Na forma como se descreve para 1839 ou com formas diferentes as “sortes” ou inspecções militares realizavam-se, anualmente, na Vila de Sardoal, nos Paços do Concelho, ainda que tenha ouvido também se terem realizado no antigo Convento de Santa Maria da Caridade.

A última inspecção militar que teve lugar no concelho de Sardoal e nos seus Paços do Concelho ocorreu em Julho de 1972 e nela participaram os mancebos nascidos em 1952 (nos quais o autor destas linhas se incluía). Estava-se no auge da Guerra Colonial que se arrastava desde 1961 e que exigia contingentes militares cada vez mais numerosos. Só os jovens com graves deficiências físicas ou psíquicas ficavam “livres”, o que significava dizer dispensados de cumprir o serviço militar (em 1972, tanto quanto me lembro, foram apenas dois), podendo ficar “esperados”, voltando à inspecção no ano seguinte. Nos “apurados”, a maior parte era para todo o serviço, havendo, no entanto, os apurados para o serviço auxiliar, se portadores de uma deficiência física ligeira, de que a mais frequente eram os “pés chatos”. No final da inspecção, os inspeccionados iam à “Loja do Tramela”, também conhecida por “Casa do Pombo” comprar fitas, verdes e vermelhas para os “Apurados”, que prendiam à lapela com um alfinete, havendo de outras cores para as situações de “Livre” ou de “Esperado”, mas já não me recordo quais eram essas cores. Recordo-me de ninguém querer ficar “livre” porque, segundo se dizia, era um sinal de menor hombridade e virilidade.

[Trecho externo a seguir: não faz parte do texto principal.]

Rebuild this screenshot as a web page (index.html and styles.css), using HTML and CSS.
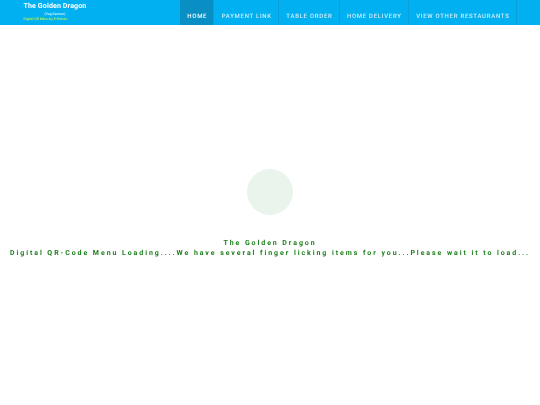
FILE: index.html
```html
<!DOCTYPE html>
<html lang="en">
<head>
<meta charset="utf-8">
<title>The Golden Dragon</title>
<link rel="stylesheet" href="styles.css">
</head>
<body>
<header class="topbar">
  <div class="brand">
    <div class="brand-name">The Golden Dragon</div>
    <div class="brand-sub">(Veg Section)</div>
    <div class="brand-tag">Digital QR Menu by E-Kichen</div>
  </div>
  <nav class="nav">
    <a class="nav-item active">HOME</a>
    <a class="nav-item">PAYMENT LINK</a>
    <a class="nav-item">TABLE ORDER</a>
    <a class="nav-item">HOME DELIVERY</a>
    <a class="nav-item">VIEW OTHER RESTAURANTS</a>
  </nav>
</header>
<main class="loader">
  <div class="spinner"></div>
  <p class="line first">The Golden Dragon</p>
  <p class="line">Digital QR-Code Menu Loading....We have several finger licking items for you...Please wait it to load...</p>
</main>
</body>
</html>
```
FILE: styles.css
```css
html, body {
  margin: 0;
  padding: 0;
  background: #fff;
  font-family: Roboto, "Liberation Sans", sans-serif;
  text-rendering: geometricPrecision;
}
.topbar {
  display: flex;
  height: 25px;
  background: #00b0f0;
  overflow: hidden;
}
.brand {
  width: 180px;
  flex: none;
  box-sizing: border-box;
  padding: 1px 0 0 23.5px;
  color: #fff;
  will-change: transform;
}
.brand-name {
  font-size: 7.1px;
  font-weight: 700;
  line-height: 10px;
  letter-spacing: 0.1px;
}
.brand-sub {
  font-size: 3.5px;
  line-height: 5px;
  margin-top: 1px;
  padding-left: 21px;
}
.brand-tag {
  font-size: 3.5px;
  line-height: 5px;
  color: #d8ff3c;
}
.nav {
  display: flex;
  align-items: stretch;
  will-change: transform;
}
.nav-item {
  display: flex;
  align-items: flex-end;
  box-sizing: border-box;
  padding: 0 6.2px 4.5px 7.3px;
  font-size: 6px;
  line-height: 9px;
  font-weight: 500;
  letter-spacing: 0.72px;
  color: #cfeefa;
  border-right: 1px solid #0a9fdb;
  white-space: nowrap;
}
.nav-item.active {
  background: #0a8fc4;
  color: #fff;
}
.loader {
  display: flex;
  flex-direction: column;
  align-items: center;
  padding-top: 144px;
  will-change: transform;
}
.spinner {
  width: 46px;
  height: 46px;
  border-radius: 50%;
  background: #e9f4ec;
  margin-bottom: 23px;
}
.line {
  margin: 0;
  font-size: 7px;
  line-height: 10px;
  font-weight: 700;
  letter-spacing: 1.93px;
  color: #1a7f1a;
  white-space: nowrap;
}
```
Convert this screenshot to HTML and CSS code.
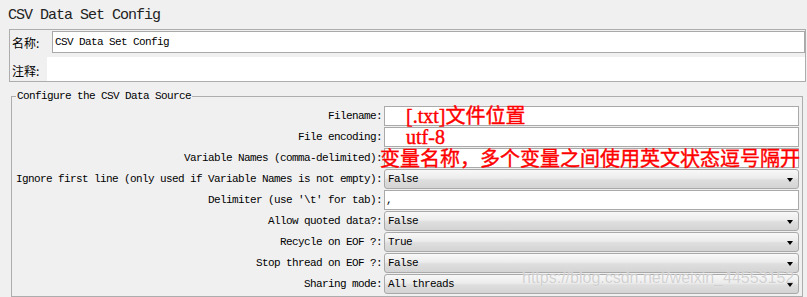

Como já referi, o dia da Inspecção Militar era um dia importante na vida dos jovens rapazes e, de certa forma, marcava a passagem da adolescência para a idade adulta. Nas décadas de 40 e 50 do século XX era o dia em que muitos rapazes estreavam o primeiro fato completo, o “fato da inspecção”, só voltando a estrear outro no dia do casamento.